TLS vs SSL: What Is the Difference?
SSL and TLS are often used interchangeably but mean different things. TLS is the modern successor to SSL. Here is what you need to know.
TLS vs SSL: What Is the Difference?
The terms SSL and TLS are used interchangeably in everyday conversation — people say "SSL certificate" when they mean "TLS certificate" — but they refer to different versions of the same underlying protocol family.
The History
SSL (Secure Sockets Layer) was the original protocol developed by Netscape in the mid-1990s for encrypting web traffic.
| Version | Year | Status |
|---|---|---|
| SSL 1.0 | 1994 | Never released publicly (had flaws) |
| SSL 2.0 | 1995 | Deprecated in 2011, broken by DROWN attack |
| SSL 3.0 | 1996 | Deprecated in 2015, broken by POODLE attack |
TLS (Transport Layer Security) replaced SSL as the standardized version, developed by the IETF.
| Version | Year | Status |
|---|---|---|
| TLS 1.0 | 1999 | Deprecated in 2021 — do not use |
| TLS 1.1 | 2006 | Deprecated in 2021 — do not use |
| TLS 1.2 | 2008 | Current — widely supported, acceptable |
| TLS 1.3 | 2018 | Current — recommended, faster and more secure |
Why Do People Still Say SSL?
The term "SSL certificate" stuck even though every modern certificate uses TLS. Certificate Authorities still call them SSL certificates for marketing familiarity. The underlying standard is TLS — the certificate format (X.509) has not changed significantly.
When someone says "install an SSL certificate," they mean configure TLS on your web server. When someone says "SSL expired," they mean the TLS certificate expired.
Key Improvements in TLS 1.3
TLS 1.3 made major improvements over TLS 1.2:
- Faster handshake — 1-RTT (one round trip) instead of 2-RTT, with 0-RTT resumption for returning connections
- Forward secrecy required — all handshakes use ephemeral keys (ECDHE), so past sessions cannot be decrypted if the private key is later compromised
- Removed legacy cruft — RC4, MD5, SHA-1, DES, 3DES, and other weak algorithms were completely removed from the spec
- Simplified cipher suites — only 5 cipher suites are defined, all strong
What You Should Have
- Disable: SSL 2.0, SSL 3.0, TLS 1.0, TLS 1.1
- Keep: TLS 1.2 (for compatibility with older clients)

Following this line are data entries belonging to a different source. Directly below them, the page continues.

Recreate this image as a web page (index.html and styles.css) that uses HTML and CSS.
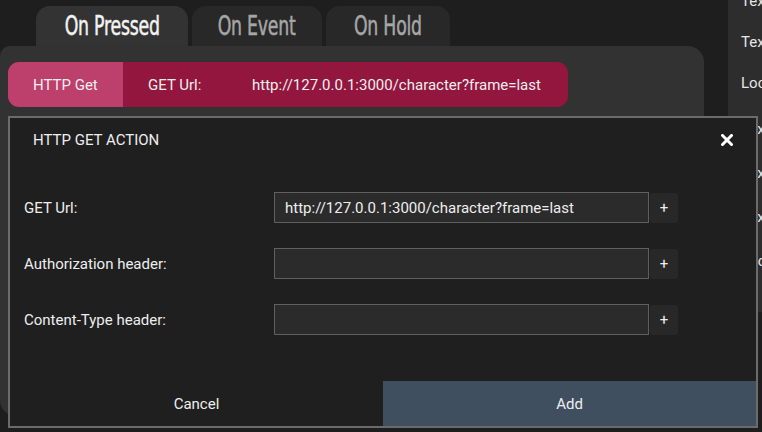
FILE: index.html
```html
<!DOCTYPE html>
<html>
<head>
<meta charset="utf-8">
<link rel="stylesheet" href="styles.css">
</head>
<body>
<div class="app">
  <div class="main">
    <div class="tabs">
      <div class="tab active"><span class="tab-text">On Pressed</span></div>
      <div class="tab"><span class="tab-text">On Event</span></div>
      <div class="tab"><span class="tab-text">On Hold</span></div>
    </div>
    <div class="panel">
      <div class="action-row">
        <div class="action-type">HTTP Get</div>
        <div class="action-body">
          <span class="action-key">GET Url:</span>
          <span class="action-val">http://127.0.0.1:3000/character?frame=last</span>
        </div>
      </div>
    </div>
  </div>
  <div class="sidebar">
    <div class="group g1">
      <div class="item">Text</div>
      <div class="item">Text</div>
      <div class="item">Location</div>
    </div>
    <div class="group g2">
      <div class="item">Text</div>
      <div class="item">Text</div>
      <div class="item">Text</div>
      <div class="item">Location</div>
    </div>
  </div>
</div>

<div class="modal">
  <div class="modal-head">
    <span class="modal-title">HTTP GET ACTION</span>
    <svg class="close" width="12" height="12" viewBox="0 0 12 12"><path d="M1.5 1.5 L10.5 10.5 M10.5 1.5 L1.5 10.5" stroke="#fff" stroke-width="3" stroke-linecap="square"/></svg>
  </div>
  <div class="form">
    <div class="row">
      <label class="label">GET Url:</label>
      <div class="input">http://127.0.0.1:3000/character?frame=last</div>
      <div class="plus">+</div>
    </div>
    <div class="row">
      <label class="label">Authorization header:</label>
      <div class="input"></div>
      <div class="plus">+</div>
    </div>
    <div class="row">
      <label class="label">Content-Type header:</label>
      <div class="input"></div>
      <div class="plus">+</div>
    </div>
  </div>
  <div class="footer">
    <div class="btn cancel">Cancel</div>
    <div class="btn add">Add</div>
  </div>
</div>
</body>
</html>
```

FILE: styles.css
```css
* { box-sizing: border-box; }
html, body {
  margin: 0;
  padding: 0;
}
body {
  width: 762px;
  height: 432px;
  overflow: hidden;
  background: #1e1e1e;
  font-family: Roboto, "Noto Sans", sans-serif;
  font-size: 15px;
  color: #eeeeee;
  position: relative;
}
.app {
  display: flex;
  height: 432px;
}
.main {
  width: 704px;
  display: flex;
  flex-direction: column;
}
.tabs {
  display: flex;
  gap: 4px;
  padding: 6px 0 0 36px;
  height: 46px;
}
.tab {
  height: 40px;
  border-radius: 14px 14px 0 0;
  background: #282828;
  color: #a6a6a6;
  font-family: "DejaVu Sans Condensed", "DejaVu Sans", sans-serif;
  font-stretch: condensed;
  font-size: 26px;
  display: flex;
  align-items: center;
  justify-content: center;
  width: 130px;
  white-space: nowrap;
}
.tab-text {
  display: inline-block;
  transform: scale(0.74, 1);
  letter-spacing: -0.3px;
  -webkit-text-stroke: 0.5px currentColor;
}
.tab.active {
  width: 152px;
  background: #333333;
  color: #f2f2f2;
}
.tab + .tab + .tab { width: 124px; }
.panel {
  background: #323232;
  height: 370px;
  border-radius: 10px 16px 0 16px;
  padding: 16px 8px;
}
.action-row {
  display: flex;
  width: 560px;
  height: 45px;
  border-radius: 11px;
  overflow: hidden;
  background: #93163f;
}
.action-type {
  width: 115px;
  background: #bd3f6c;
  display: flex;
  align-items: center;
  padding-left: 25px;
}
.action-body {
  display: flex;
  align-items: center;
  padding-left: 25px;
}
.action-key { width: 104px; }
.sidebar {
  margin-left: 24px;
  flex: 1;
  height: 312px;
  background: #2d2d2d;
  padding-left: 13px;
  overflow: hidden;
  white-space: nowrap;
}
.group { display: flex; flex-direction: column; }
.g1 { margin-top: -7px; gap: 24px; }
.g2 { margin-top: 29px; gap: 27px; }
.item { height: 17px; line-height: 17px; color: #e6e6e6; }

.modal {
  position: absolute;
  left: 8px;
  top: 116px;
  width: 750px;
  height: 312px;
  border: 2px solid #6b6b6b;
  background: #1f1f1f;
  display: flex;
  flex-direction: column;
}
.modal-head {
  height: 44px;
  display: flex;
  align-items: center;
  justify-content: space-between;
  padding: 0 23px 0 23px;
}
.form {
  padding: 30px 0 0 14px;
  display: flex;
  flex-direction: column;
  gap: 25px;
}
.row {
  display: flex;
  align-items: center;
  height: 31px;
}
.label { width: 250px; }
.input {
  width: 375px;
  height: 31px;
  background: #2b2b2b;
  border: 1px solid #606060;
  padding-left: 10px;
  display: flex;
  align-items: center;
}
.plus {
  margin-left: 1px;
  width: 28px;
  height: 30px;
  background: #282828;
  border-radius: 3px;
  display: flex;
  align-items: center;
  justify-content: center;
  font-size: 15px;
}
.footer {
  margin-top: auto;
  display: flex;
  height: 45px;
}
.btn {
  flex: 1;
  display: flex;
  align-items: center;
  justify-content: center;
}
.add { background: #3f4f60; }
```
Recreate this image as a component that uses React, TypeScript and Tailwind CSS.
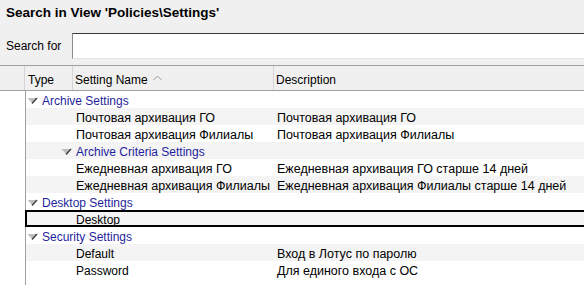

- Prefer: TLS 1.3 for all new connections
Use ElasticDomain's TLS Auditor tool to check what protocol versions and cipher suites your server currently accepts.
What About HTTPS?
HTTPS is just HTTP over TLS. The padlock in a browser means the connection uses TLS (not SSL, despite what the padlock icon implies historically). HTTPS does not indicate who owns the domain — it only indicates the traffic is encrypted.